Não fica atrás a Mulomedicina Chironis, tratado de veterinária de um tal Quirão. O homem é insuperável  na arte de não saber escrever.

 Como é que de speculum saiu espelho? Como de benedictione surgiu  bênção e de cogitare deu cuidar?  Apenas pelo lento e constante trabalho de modificação fonética ocorrido, como que gradativa e imperceptivelmente, no falar de pessoas que jamais tiveram noção do que faziam da língua que receberam de seus antepassados.

Esse moroso e ininterrupto modo de se formarem as línguas neolatinas foi possível em especial porque a predominância da linguagem falada sobre a escrita era esmagadora. Ainda hoje, muito mais se fala do que se escreve, mas as formas de fixação da linguagem escrita estão em permanente utilização, através de jornais, revistas, livros, pesquisas, publicidade e propaganda.
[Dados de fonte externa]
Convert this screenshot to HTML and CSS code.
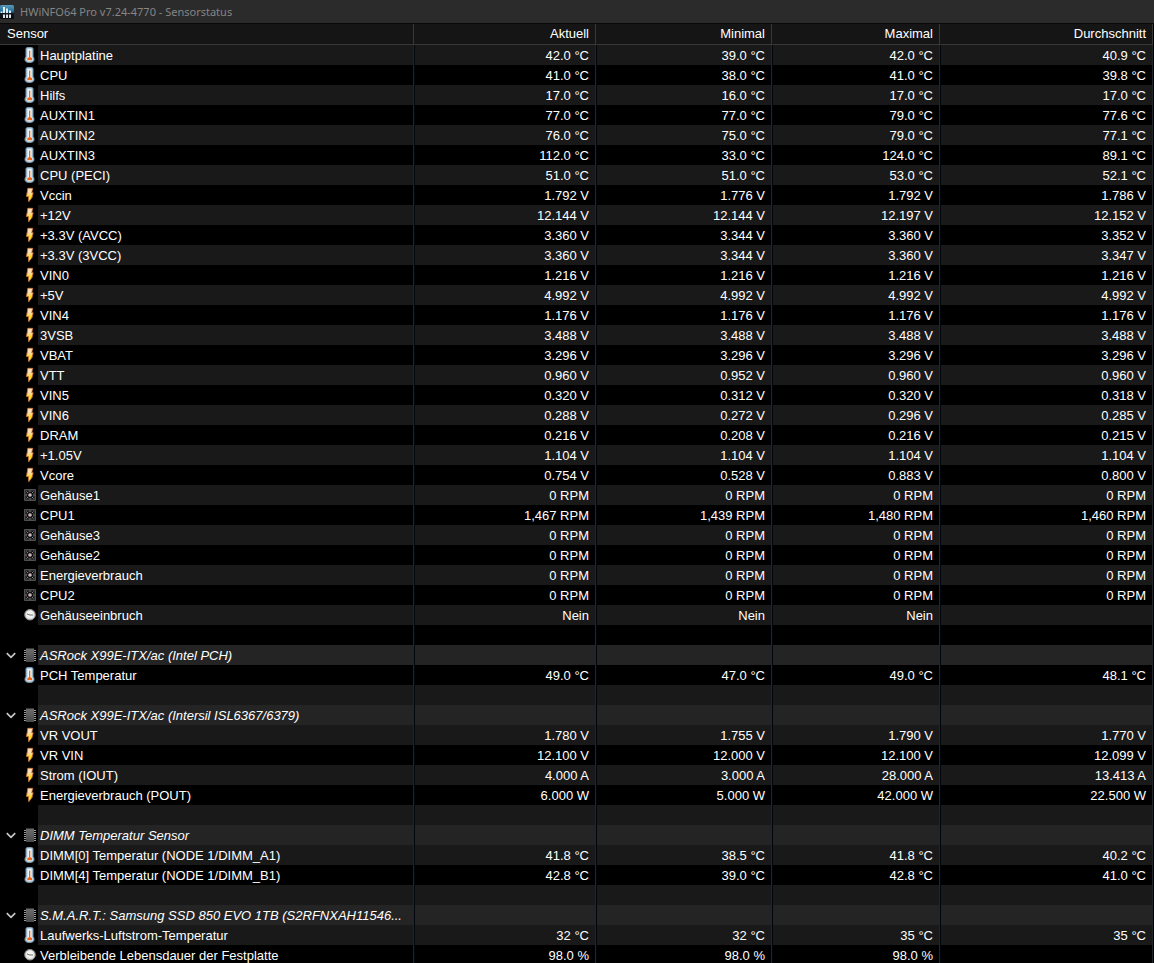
FILE: index.html
```html
<!DOCTYPE html>
<html lang="de">
<head>
<meta charset="utf-8">
<title>HWiNFO64 Pro v7.24-4770 - Sensorstatus</title>
<link rel="stylesheet" href="styles.css">
</head>
<body>
<svg class="defs" aria-hidden="true">
<defs>
<linearGradient id="boltfill" x1="0" y1="0" x2="0" y2="1"><stop offset="0" stop-color="#ffe2c0"/><stop offset=".4" stop-color="#ffd9a0"/><stop offset=".6" stop-color="#ffd92a"/><stop offset=".8" stop-color="#fff010"/><stop offset="1" stop-color="#f0a010"/></linearGradient>
<linearGradient id="chipfill" x1="0" y1="0" x2="0" y2="1"><stop offset="0" stop-color="#6e6e6e"/><stop offset="1" stop-color="#484848"/></linearGradient>
<linearGradient id="logofill" x1="0" y1="0" x2="0" y2="1"><stop offset="0" stop-color="#5a9cba"/><stop offset=".5" stop-color="#1b6a98"/><stop offset=".58" stop-color="#101a22"/><stop offset="1" stop-color="#05080b"/></linearGradient>
<symbol id="temp" viewBox="0 0 16 16"><path d="M4 2Q4 .5 5.500 .5H9.500Q11 .5 11 2V9.500Q12 10.500 12 12.500Q12 15.500 7.500 15.500T3 12.500Q3 10.500 4 9.500Z" fill="#a9cde4" stroke="#7f98a8"/><path d="M5.500 2H9.500V10.300Q10.500 11 10.500 12.500Q10 14.300 7.500 14.300T4.500 12.500Q4.500 11 5.500 10.300Z" fill="#eef8ff"/><path d="M7 3.500H8.300V10.200L10 11V13.300H5.300V11L7 10.200Z" fill="#f7640f"/></symbol>
<symbol id="bolt" viewBox="0 0 16 16"><path d="M5.800 1.300H10.700L9.700 5.800H11.200L10 10H10.300L6.700 14.800L6.500 9.500H4.400L5.300 5Z" fill="url(#boltfill)" stroke="#d07838" stroke-width=".8"/></symbol>
<symbol id="fan" viewBox="0 0 16 16"><path d="M2.500 2.500H13.500V13.500H2.500Z" fill="#303030" stroke="#505050"/><path d="M8 3V13M3 8H13M4.500 4.500L11.500 11.500M11.500 4.500L4.500 11.500" stroke="#111" stroke-width="2"/><path d="M8 3V5M8 11V13M3 8H5M11 8H13M4.500 4.500L6 6M10 10L11.500 11.500M11.500 4.500L10 6M6 10L4.500 11.500" stroke="#858585"/><circle cx="8" cy="8" r="1.800" fill="#c9b5b5"/></symbol>
<symbol id="clock" viewBox="0 0 16 16"><circle cx="8" cy="7.700" r="5.300" fill="#d9d9d7" stroke="#8c8c8c"/><circle cx="8" cy="7.500" r="3.800" fill="#f1f1ef"/><path d="M5 7L8 8H11" fill="none" stroke="#77706e"/></symbol>
<symbol id="chip" viewBox="0 0 16 16"><path d="M2 3.500H14M2 5.500H14M2 7.500H14M2 9.500H14M2 11.500H14M2 13.500H14" stroke="#9a9a9a" stroke-width="1"/><path d="M4 1.500H12V15H4Z" fill="url(#chipfill)"/></symbol>
</defs>
</svg>
<main class="window">
<header class="titlebar">
<svg class="logo" viewBox="0 0 14 14" aria-hidden="true"><rect width="14" height="14" rx="1.500" fill="url(#logofill)"/><path d="M4 2V8M7 3.500V8M10 5.500V8M1.500 6.500V8M4 9.500V13M7 9.500V13M10 9.500V13" stroke="#f2fbff" stroke-width="1.800"/></svg>
<h1 class="caption">HWiNFO64 Pro v7.24-4770 - Sensorstatus</h1>
</header>
<table class="sensors">
<colgroup><col class="c-icon"><col><col class="c-current"><col class="c-min"><col class="c-max"><col class="c-avg"></colgroup>
<thead><tr><th colspan="2" class="first">Sensor</th><th>Aktuell</th><th>Minimal</th><th>Maximal</th><th>Durchschnitt</th></tr></thead>
<tbody>
<tr><td><svg class="icon"><use href="#temp"/></svg></td><td>Hauptplatine</td><td>42.0 °C</td><td>39.0 °C</td><td>42.0 °C</td><td>40.9 °C</td></tr>
<tr><td><svg class="icon"><use href="#temp"/></svg></td><td>CPU</td><td>41.0 °C</td><td>38.0 °C</td><td>41.0 °C</td><td>39.8 °C</td></tr>
<tr><td><svg class="icon"><use href="#temp"/></svg></td><td>Hilfs</td><td>17.0 °C</td><td>16.0 °C</td><td>17.0 °C</td><td>17.0 °C</td></tr>
<tr><td><svg class="icon"><use href="#temp"/></svg></td><td>AUXTIN1</td><td>77.0 °C</td><td>77.0 °C</td><td>79.0 °C</td><td>77.6 °C</td></tr>
<tr><td><svg class="icon"><use href="#temp"/></svg></td><td>AUXTIN2</td><td>76.0 °C</td><td>75.0 °C</td><td>79.0 °C</td><td>77.1 °C</td></tr>
<tr><td><svg class="icon"><use href="#temp"/></svg></td><td>AUXTIN3</td><td>112.0 °C</td><td>33.0 °C</td><td>124.0 °C</td><td>89.1 °C</td></tr>
<tr><td><svg class="icon"><use href="#temp"/></svg></td><td>CPU (PECI)</td><td>51.0 °C</td><td>51.0 °C</td><td>53.0 °C</td><td>52.1 °C</td></tr>
<tr><td><svg class="icon"><use href="#bolt"/></svg></td><td>Vccin</td><td>1.792 V</td><td>1.776 V</td><td>1.792 V</td><td>1.786 V</td></tr>
<tr><td><svg class="icon"><use href="#bolt"/></svg></td><td>+12V</td><td>12.144 V</td><td>12.144 V</td><td>12.197 V</td><td>12.152 V</td></tr>
<tr><td><svg class="icon"><use href="#bolt"/></svg></td><td>+3.3V (AVCC)</td><td>3.360 V</td><td>3.344 V</td><td>3.360 V</td><td>3.352 V</td></tr>
<tr><td><svg class="icon"><use href="#bolt"/></svg></td><td>+3.3V (3VCC)</td><td>3.360 V</td><td>3.344 V</td><td>3.360 V</td><td>3.347 V</td></tr>
<tr><td><svg class="icon"><use href="#bolt"/></svg></td><td>VIN0</td><td>1.216 V</td><td>1.216 V</td><td>1.216 V</td><td>1.216 V</td></tr>
<tr><td><svg class="icon"><use href="#bolt"/></svg></td><td>+5V</td><td>4.992 V</td><td>4.992 V</td><td>4.992 V</td><td>4.992 V</td></tr>
<tr><td><svg class="icon"><use href="#bolt"/></svg></td><td>VIN4</td><td>1.176 V</td><td>1.176 V</td><td>1.176 V</td><td>1.176 V</td></tr>
<tr><td><svg class="icon"><use href="#bolt"/></svg></td><td>3VSB</td><td>3.488 V</td><td>3.488 V</td><td>3.488 V</td><td>3.488 V</td></tr>
<tr><td><svg class="icon"><use href="#bolt"/></svg></td><td>VBAT</td><td>3.296 V</td><td>3.296 V</td><td>3.296 V</td><td>3.296 V</td></tr>
<tr><td><svg class="icon"><use href="#bolt"/></svg></td><td>VTT</td><td>0.960 V</td><td>0.952 V</td><td>0.960 V</td><td>0.960 V</td></tr>
<tr><td><svg class="icon"><use href="#bolt"/></svg></td><td>VIN5</td><td>0.320 V</td><td>0.312 V</td><td>0.320 V</td><td>0.318 V</td></tr>
<tr><td><svg class="icon"><use href="#bolt"/></svg></td><td>VIN6</td><td>0.288 V</td><td>0.272 V</td><td>0.296 V</td><td>0.285 V</td></tr>
<tr><td><svg class="icon"><use href="#bolt"/></svg></td><td>DRAM</td><td>0.216 V</td><td>0.208 V</td><td>0.216 V</td><td>0.215 V</td></tr>
<tr><td><svg class="icon"><use href="#bolt"/></svg></td><td>+1.05V</td><td>1.104 V</td><td>1.104 V</td><td>1.104 V</td><td>1.104 V</td></tr>
<tr><td><svg class="icon"><use href="#bolt"/></svg></td><td>Vcore</td><td>0.754 V</td><td>0.528 V</td><td>0.883 V</td><td>0.800 V</td></tr>
<tr><td><svg class="icon"><use href="#fan"/></svg></td><td>Gehäuse1</td><td>0 RPM</td><td>0 RPM</td><td>0 RPM</td><td>0 RPM</td></tr>
<tr><td><svg class="icon"><use href="#fan"/></svg></td><td>CPU1</td><td>1,467 RPM</td><td>1,439 RPM</td><td>1,480 RPM</td><td>1,460 RPM</td></tr>
<tr><td><svg class="icon"><use href="#fan"/></svg></td><td>Gehäuse3</td><td>0 RPM</td><td>0 RPM</td><td>0 RPM</td><td>0 RPM</td></tr>
<tr><td><svg class="icon"><use href="#fan"/></svg></td><td>Gehäuse2</td><td>0 RPM</td><td>0 RPM</td><td>0 RPM</td><td>0 RPM</td></tr>
<tr><td><svg class="icon"><use href="#fan"/></svg></td><td>Energieverbrauch</td><td>0 RPM</td><td>0 RPM</td><td>0 RPM</td><td>0 RPM</td></tr>
<tr><td><svg class="icon"><use href="#fan"/></svg></td><td>CPU2</td><td>0 RPM</td><td>0 RPM</td><td>0 RPM</td><td>0 RPM</td></tr>
<tr><td><svg class="icon"><use href="#clock"/></svg></td><td>Gehäuseeinbruch</td><td>Nein</td><td>Nein</td><td>Nein</td><td></td></tr>
<tr><td></td><td></td><td></td><td></td><td></td><td></td></tr>
<tr class="group"><td><div class="tools"><button class="toggle" aria-label="Intel PCH einklappen"><svg class="chevron" viewBox="0 0 9 6"><path d="M.7 .8L4.500 4.600L8.300 .8"/></svg></button><svg class="icon"><use href="#chip"/></svg></div></td><td>ASRock X99E-ITX/ac (Intel PCH)</td><td></td><td></td><td></td><td></td></tr>
<tr><td><svg class="icon"><use href="#temp"/></svg></td><td>PCH Temperatur</td><td>49.0 °C</td><td>47.0 °C</td><td>49.0 °C</td><td>48.1 °C</td></tr>
<tr><td></td><td></td><td></td><td></td><td></td><td></td></tr>
<tr class="group"><td><div class="tools"><button class="toggle" aria-label="Intersil einklappen"><svg class="chevron" viewBox="0 0 9 6"><path d="M.7 .8L4.500 4.600L8.300 .8"/></svg></button><svg class="icon"><use href="#chip"/></svg></div></td><td>ASRock X99E-ITX/ac (Intersil ISL6367/6379)</td><td></td><td></td><td></td><td></td></tr>
<tr><td><svg class="icon"><use href="#bolt"/></svg></td><td>VR VOUT</td><td>1.780 V</td><td>1.755 V</td><td>1.790 V</td><td>1.770 V</td></tr>
<tr><td><svg class="icon"><use href="#bolt"/></svg></td><td>VR VIN</td><td>12.100 V</td><td>12.000 V</td><td>12.100 V</td><td>12.099 V</td></tr>
<tr><td><svg class="icon"><use href="#bolt"/></svg></td><td>Strom (IOUT)</td><td>4.000 A</td><td>3.000 A</td><td>28.000 A</td><td>13.413 A</td></tr>
<tr><td><svg class="icon"><use href="#bolt"/></svg></td><td>Energieverbrauch (POUT)</td><td>6.000 W</td><td>5.000 W</td><td>42.000 W</td><td>22.500 W</td></tr>
<tr><td></td><td></td><td></td><td></td><td></td><td></td></tr>
<tr class="group"><td><div class="tools"><button class="toggle" aria-label="DIMM einklappen"><svg class="chevron" viewBox="0 0 9 6"><path d="M.7 .8L4.500 4.600L8.300 .8"/></svg></button><svg class="icon"><use href="#chip"/></svg></div></td><td>DIMM Temperatur Sensor</td><td></td><td></td><td></td><td></td></tr>
<tr><td><svg class="icon"><use href="#temp"/></svg></td><td>DIMM[0] Temperatur (NODE 1/DIMM_A1)</td><td>41.8 °C</td><td>38.5 °C</td><td>41.8 °C</td><td>40.2 °C</td></tr>
<tr><td><svg class="icon"><use href="#temp"/></svg></td><td>DIMM[4] Temperatur (NODE 1/DIMM_B1)</td><td>42.8 °C</td><td>39.0 °C</td><td>42.8 °C</td><td>41.0 °C</td></tr>
<tr><td></td><td></td><td></td><td></td><td></td><td></td></tr>
<tr class="group"><td><div class="tools"><button class="toggle" aria-label="S.M.A.R.T. einklappen"><svg class="chevron" viewBox="0 0 9 6"><path d="M.7 .8L4.500 4.600L8.300 .8"/></svg></button><svg class="icon"><use href="#chip"/></svg></div></td><td>S.M.A.R.T.: Samsung SSD 850 EVO 1TB (S2RFNXAH11546...</td><td></td><td></td><td></td><td></td></tr>
<tr><td><svg class="icon"><use href="#temp"/></svg></td><td>Laufwerks-Luftstrom-Temperatur</td><td>32 °C</td><td>32 °C</td><td>35 °C</td><td>35 °C</td></tr>
<tr><td><svg class="icon"><use href="#clock"/></svg></td><td>Verbleibende Lebensdauer der Festplatte</td><td>98.0 %</td><td>98.0 %</td><td>98.0 %</td><td></td></tr>
</tbody>
</table>
</main>
</body>
</html>
```
FILE: styles.css
```css
* { box-sizing: border-box; }
body {
  margin: 0;
  background: #000;
  color: #fff;
  font: 13px/18px "Liberation Sans", Arial, sans-serif;
}
.defs { position: absolute; width: 0; height: 0; }
.window { height: 100vh; overflow: hidden; padding-right: 1px; }
.titlebar {
  display: flex;
  align-items: center;
  gap: 6px;
  height: 24px;
  margin-right: -1px;
  background: #2b2b2b;
  border-bottom: 1px solid #080808;
}
.logo { width: 14px; height: 14px; }
.caption {
  margin: 0;
  color: #858585;
  font: 11px/22px "Noto Sans", "Open Sans", sans-serif;
}
.sensors {
  width: 100%;
  table-layout: fixed;
  border-collapse: separate;
  border-spacing: 0;
}
.c-icon { width: 38px; }
.c-current { width: 182px; }
.c-min { width: 176px; }
.c-max { width: 168px; }
.c-avg { width: 213px; }
th {
  height: 21px;
  padding: 0 6px 0 0;
  background: #151515;
  border-right: 1px solid #383838;
  border-bottom: 1px solid #383838;
  font-weight: 400;
  text-align: right;
}
th.first { padding-left: 7px; text-align: left; }
td {
  height: 20px;
  padding: 2px 6px 0 0;
  border-right: 1px solid #20242c;
  text-align: right;
  white-space: nowrap;
}
td:first-child { padding: 0; border-right: 0; }
td:nth-child(2) {
  padding: 2px 0 0 2px;
  overflow: hidden;
  text-align: left;
}
td:nth-child(n+3) { box-shadow: inset 1px 0 #02060f; }
tr:nth-child(odd) td:nth-child(n+2) { background: #191919; }
tr.group td:nth-child(n+2) { background: #242424; }
tr.group td { font-style: italic; }
.icon {
  display: block;
  width: 16px;
  height: 16px;
  margin-left: auto;
}
.tools { display: flex; align-items: center; }
.toggle {
  display: flex;
  padding: 6px;
  border: 0;
  background: none;
}
.chevron {
  width: 10px;
  height: 7px;
  fill: none;
  stroke: #c8c8c8;
  stroke-width: 1.5;
}
```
A flutuação do aspecto formal dos vocábulos é infinitamente menor, de maneira que os estropiamentos vocabulares tão notados nas redes sociais de hoje têm mínima possibilidade de um dia substituírem as formas consagradas pelo uso geral e resguardadas pelos dicionários e pelos formulários ortográficos.

Então, que não se iludam os que estão à espera de um geral nivelamento por baixo. Os próprios signatários do Se liga Brasil sempre tiveram muito cuidado com os textos que escreveram individualmente e jamais teriam coragem de cometer impropriedades de linguagem neles. Para efeito de afirmação pessoal, de progresso profissional e de respeitabilidade social, a meta continua sendo o esmerar na linguagem, tanto no falar, quanto no escrever. O que se disser em sentido contrário deve ser tomado como conselho equivocado, quando não como maldoso, mesmo.

Liguem-se os interessados no estudo e na leitura exemplar. Nada de acreditar em facilidades que não ocorrerão.